Taking to the blue bird application, Chu wrote on Thursday, April 30, "Advice for actors out there: if ANYONE ever asks you to PAY MONEY to audition it's a scam." He added to the scammer, "Also don't mess with Asian actors during our surge or we will bite back!!"

'Crazy Rich Asians' Director Jon M. Chu Sends Warning to Casting Scammer

Jon M. Chu responds to 'Crazy Rich Asians' sequels casting scam.

Chu's tweet was in response to a fake casting call posted by a user named Alan Baltes, who falsely claimed that the supposed "Crazy Rich Asians" sequels opened "live Zoom auditions" for "new lead roles" in the upcoming movies.

The fake casting notice said that the movies were looking for Asian actors, ages 20s through 40s, for the lead roles, and a Caucasian female between ages 25-35 for another part. The post asked that talent who wanted to be considered pay Baltes a $99 "submission fee" via Google Pay or Venmo.

Chu, who was alerted about the notice when he was tagged in a tweet, said he subsequently notified Twitter and flagged Warner Bros.' legal department. After posting his own reaction, the 40-year-old helmer said he was promptly blocked by Baltes on Twitter.

Speaking to Variety, Chu said he was appalled by the attempt to scam acting hopefuls. "I kept reading it, and when it said '99 dollars,' I was like, 'This is f***ed up,' " he recalled. "There's so many scams like that in L.A. anyway and to actually target, specifically, Asian actors, was very frustrating."

"Asian American actors finally get the opportunity or the hope that there are roles and parts out there. People have this light inside of them to pursue this dream that they never thought was possible before, and to take advantage of that and know that you can take $99 for a fake audition is just disgusting," he expressed his dismay.

"To put on top of that this time, when we're being othered and we're being attacked on the streets, is even more disgusting," Chu, who has worked on upcoming musical drama "In the Heights", added.

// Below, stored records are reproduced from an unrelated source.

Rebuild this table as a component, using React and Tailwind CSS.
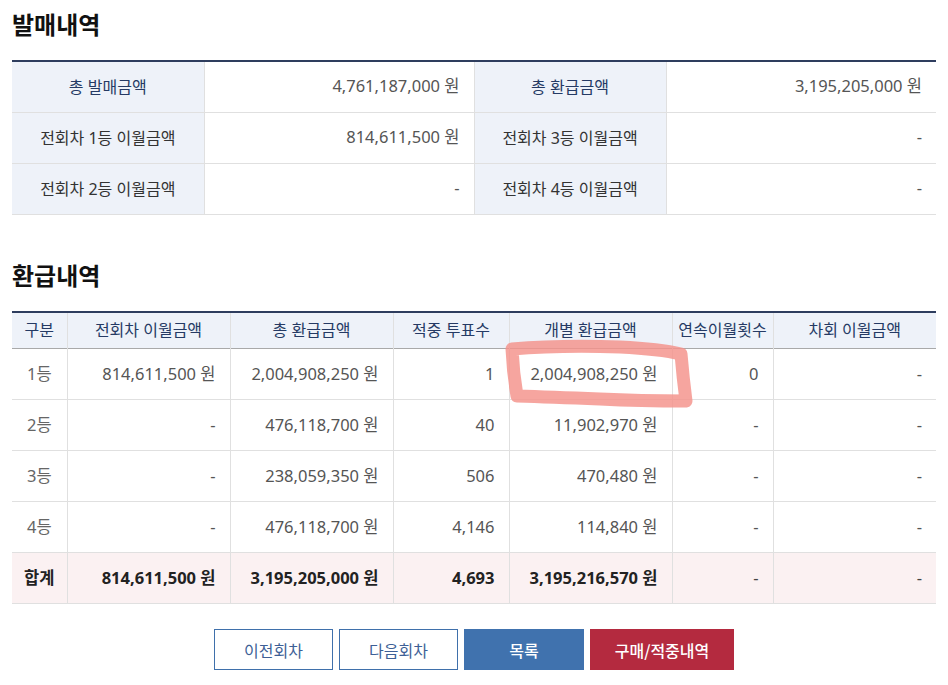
import React from 'react';

const salesRows = [
  ['총 발매금액', '4,761,187,000 원', '총 환급금액', '3,195,205,000 원', true],
  ['전회차 1등 이월금액', '814,611,500 원', '전회차 3등 이월금액', '-', false],
  ['전회차 2등 이월금액', '-', '전회차 4등 이월금액', '-', false],
];

const refundHead = ['구분', '전회차 이월금액', '총 환급금액', '적중 투표수', '개별 환급금액', '연속이월횟수', '차회 이월금액'];

const refundRows = [
  ['1등', '814,611,500 원', '2,004,908,250 원', '1', '2,004,908,250 원', '0', '-'],
  ['2등', '-', '476,118,700 원', '40', '11,902,970 원', '-', '-'],
  ['3등', '-', '238,059,350 원', '506', '470,480 원', '-', '-'],
  ['4등', '-', '476,118,700 원', '4,146', '114,840 원', '-', '-'],
];

const totalRow = ['합계', '814,611,500 원', '3,195,205,000 원', '4,693', '3,195,216,570 원', '-', '-'];

const colWidths = ['w-[55px]', 'w-[163px]', 'w-[163px]', 'w-[116px]', 'w-[163px]', 'w-[101px]', 'w-[163px]'];

function App() {
  return (
    <div
      className="relative w-[948px] min-h-[685px] bg-white px-3 pt-[6px] text-[16.5px] text-[#555]"
      style={{ fontFamily: '"Noto Sans", "Noto Sans CJK KR", sans-serif' }}
    >
      {/* 발매내역 */}
      <h2 className="text-[24px] font-bold leading-[36px] text-[#111]" style={{ fontFamily: '"Noto Sans CJK KR", sans-serif' }}>
        발매내역
      </h2>
      <table className="mt-[18px] w-full table-fixed border-collapse border-t-2 border-t-[#2e3d5e]">
        <colgroup>
          <col className="w-[192px]" />
          <col className="w-[270px]" />
          <col className="w-[192px]" />
          <col className="w-[270px]" />
        </colgroup>
        <tbody>
          {salesRows.map((r, i) => (
            <tr key={i} className="h-[51px] border-b border-[#e0e0e0]">
              <td className={`bg-[#eef2f9] text-center text-[16px] ${r[4] ? 'text-[#253a64]' : 'text-[#333]'}`}>{r[0]}</td>
              <td className="border-l border-[#e0e0e0] pr-[14px] text-right">{r[1]}</td>
              <td className={`border-l border-[#e0e0e0] bg-[#eef2f9] text-center text-[16px] ${r[4] ? 'text-[#253a64]' : 'text-[#333]'}`}>{r[2]}</td>
              <td className="border-l border-[#e0e0e0] pr-[14px] text-right">{r[3]}</td>
            </tr>
          ))}
        </tbody>
      </table>

      {/* 환급내역 */}
      <h2 className="mt-[42px] text-[24px] font-bold leading-[36px] text-[#111]" style={{ fontFamily: '"Noto Sans CJK KR", sans-serif' }}>
        환급내역
      </h2>
      <table className="mt-[18px] w-full table-fixed border-collapse border-t-2 border-t-[#2e3d5e]">
        <colgroup>
          {colWidths.map((w, i) => (
            <col key={i} className={w} />
          ))}
        </colgroup>
        <thead>
          <tr className="h-[37px] border-b border-[#a9a9a9] bg-[#eef2f9]">
            {refundHead.map((h, i) => (
              <th key={i} className={`text-center text-[16px] font-normal text-[#253a64] ${i > 0 ? 'border-l border-[#e0e0e0]' : ''}`}>
                {h}
              </th>
            ))}
          </tr>
        </thead>
        <tbody>
          {refundRows.map((r, i) => (
            <tr key={i} className="h-[51px] border-b border-[#e0e0e0]">
              {r.map((c, j) => (
                <td
                  key={j}
                  className={j === 0 ? 'text-center text-[#666]' : 'border-l border-[#e0e0e0] pr-[14px] text-right'}
                >
                  {c}
                </td>
              ))}
            </tr>
          ))}
          <tr className="h-[51px] border-b border-[#e0e0e0] bg-[#fbf1f2] font-bold text-[#222]">
            {totalRow.map((c, j) => (
              <td
                key={j}
                className={j === 0 ? 'text-center' : `border-l border-[#e0e0e0] pr-[14px] text-right ${c === '-' ? 'font-normal text-[#444]' : ''}`}
              >
                {c}
              </td>
            ))}
          </tr>
        </tbody>
      </table>

      {/* buttons */}
      <div className="mt-[25px] flex justify-center gap-[6px] text-[16px]" style={{ fontFamily: '"Noto Sans CJK KR", sans-serif' }}>
        <button className="h-[41px] w-[119px] border border-[#3f70ab] bg-white text-[#3d5f96]">이전회차</button>
        <button className="h-[41px] w-[119px] border border-[#3f70ab] bg-white text-[#3d5f96]">다음회차</button>
        <button className="h-[41px] w-[120px] bg-[#4072ae] font-medium text-white">목록</button>
        <button className="h-[41px] w-[144px] bg-[#b42a3f] font-medium text-white">구매/적중내역</button>
      </div>

      {/* hand-drawn highlight */}
      <svg className="pointer-events-none absolute left-0 top-0" width="948" height="685" viewBox="0 0 948 685">
        <path
          d="M512 349 Q560 345 620 347 Q660 349 681 354 Q683 378 686 401 Q640 401 600 399 Q550 397 517 396 Q513 372 512 349 Z"
          fill="none"
          stroke="#f4918a"
          strokeOpacity="0.82"
          strokeWidth="13"
          strokeLinejoin="round"
        />
      </svg>
    </div>
  );
}

export default App;
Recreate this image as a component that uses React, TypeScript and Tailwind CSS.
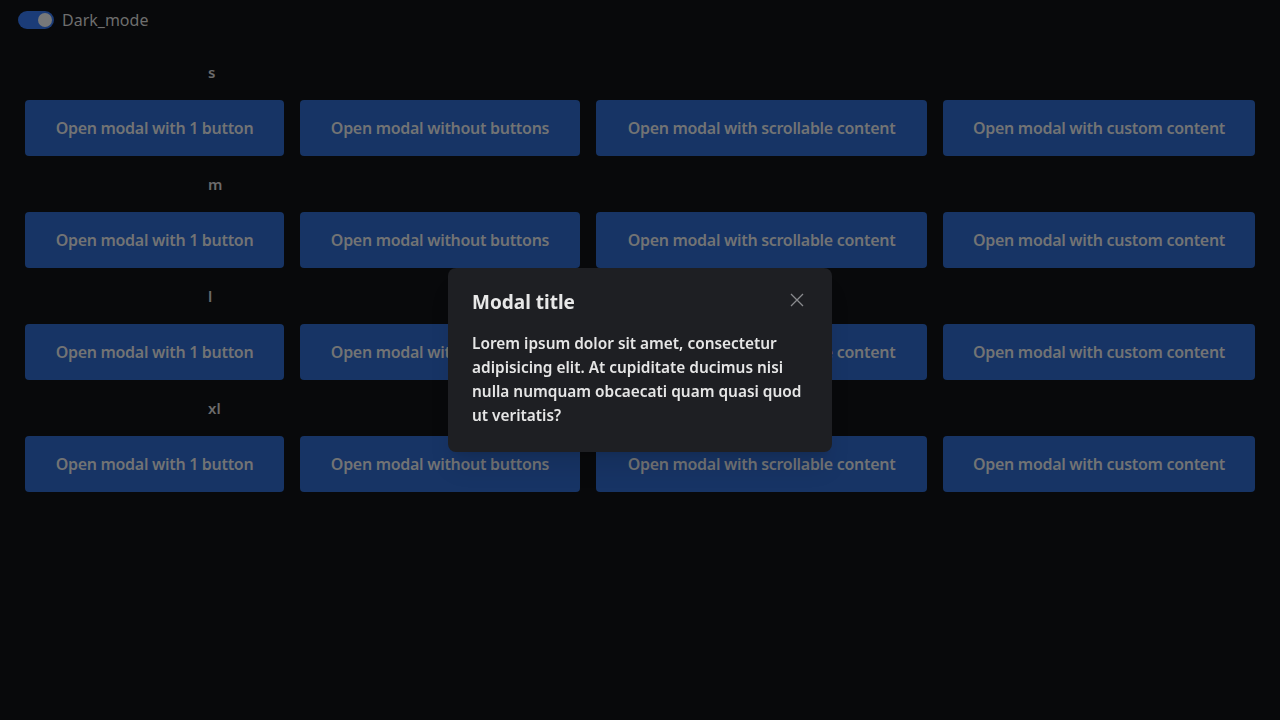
const sizes = ['s', 'm', 'l', 'xl']

const buttons = [
  { label: 'Open modal with 1 button', width: 'w-[259px]' },
  { label: 'Open modal without buttons', width: 'w-[280px]' },
  { label: 'Open modal with scrollable content', width: 'w-[331px]' },
  { label: 'Open modal with custom content', width: 'w-[312px]' },
]

export default function App() {
  return (
    <div className="min-h-[720px] bg-[#08090b] font-['Noto_Sans',sans-serif] relative">
      {/* Toggle */}
      <div className="flex items-center gap-2 pl-[18px] pt-[10px] h-[30px]">
        <div className="w-9 h-[18px] rounded-full bg-[#1b3c78] flex items-center justify-end px-[2px]">
          <div className="w-[14px] h-[14px] rounded-full bg-[#777879]" />
        </div>
        <span className="text-[16px] text-[#6e6e6e] leading-5">Dark_mode</span>
      </div>

      {/* Sections */}
      <div className="flex flex-col px-[25px] pt-[32px]">
        {sizes.map((size) => (
          <div key={size} className="flex flex-col">
            <div className="pl-[183px] h-[38px] text-[15px] font-semibold text-[#6b6b6b] leading-5">{size}</div>
            <div className="flex gap-4 mb-[18px]">
              {buttons.map((b) => (
                <button
                  key={b.label}
                  className={`${b.width} h-14 rounded-[4px] bg-[#173465] text-[#727374] text-[16px] font-semibold tracking-[-0.3px] flex items-center justify-center`}
                >
                  {b.label}
                </button>
              ))}
            </div>
          </div>
        ))}
      </div>

      {/* Modal */}
      <div className="fixed inset-0 flex items-center justify-center">
        <div className="w-[384px] bg-[#1e1f23] rounded-lg px-6 pt-[20px] pb-6 shadow-xl">
          <div className="flex items-center justify-between mb-4">
            <h2 className="text-[19px] font-bold text-[#e8e8e8] leading-7">Modal title</h2>
            <svg viewBox="0 0 14 14" className="w-[14px] h-[14px] mr-[4px] -mt-1 text-[#8a8b8e]" fill="none" stroke="currentColor" strokeWidth={1.3}>
              <path d="M1 1L13 13M13 1L1 13" />
            </svg>
          </div>
          <p className="text-[15.4px] font-semibold text-[#e6e6e6] leading-6">
            Lorem ipsum dolor sit amet, consectetur adipisicing elit. At cupiditate ducimus nisi nulla numquam obcaecati quam quasi quod ut veritatis?
          </p>
        </div>
      </div>
    </div>
  )
}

Baltes' Twitter account has since been deactivated. He said in an email to Variety that he posted the fake casting call after "someone sent me the information and was misrepresenting himself as being with casting. The person is no longer in contact with me after I inquired further. They were attempting to get me to send them money for casting calls."

Baltes, who claims to be an actor, casting associate and talent agent, also said that no money had been paid in regards to the fake casting call. When asked who had supplied him with "false information," he replied, "I no longer have the information as it was on my Twitter and my account was deleted."

This is not the first time though that Baltes has been linked to an attempt to solicit money for "submitting" talent for auditions in big movies. In 2018, Twitter users notified director Colin Trevorrow over a similar casting notice for a "Jurassic World: Fallen Kingdom" sequel, which is now called "Jurassic World: Dominion", where Baltes asked for a $99 audition fee. Trevorrow said at the time, "Anyone who requests money for an audition isn't on the level."

As for the pre-production of "Crazy Rich Asians" sequels, Chu said, "We're so far from it. We don't have a casting director. We have never said, 'Hey, let's look at people who are out there.' We've done zero." He added, "We don't even have a script."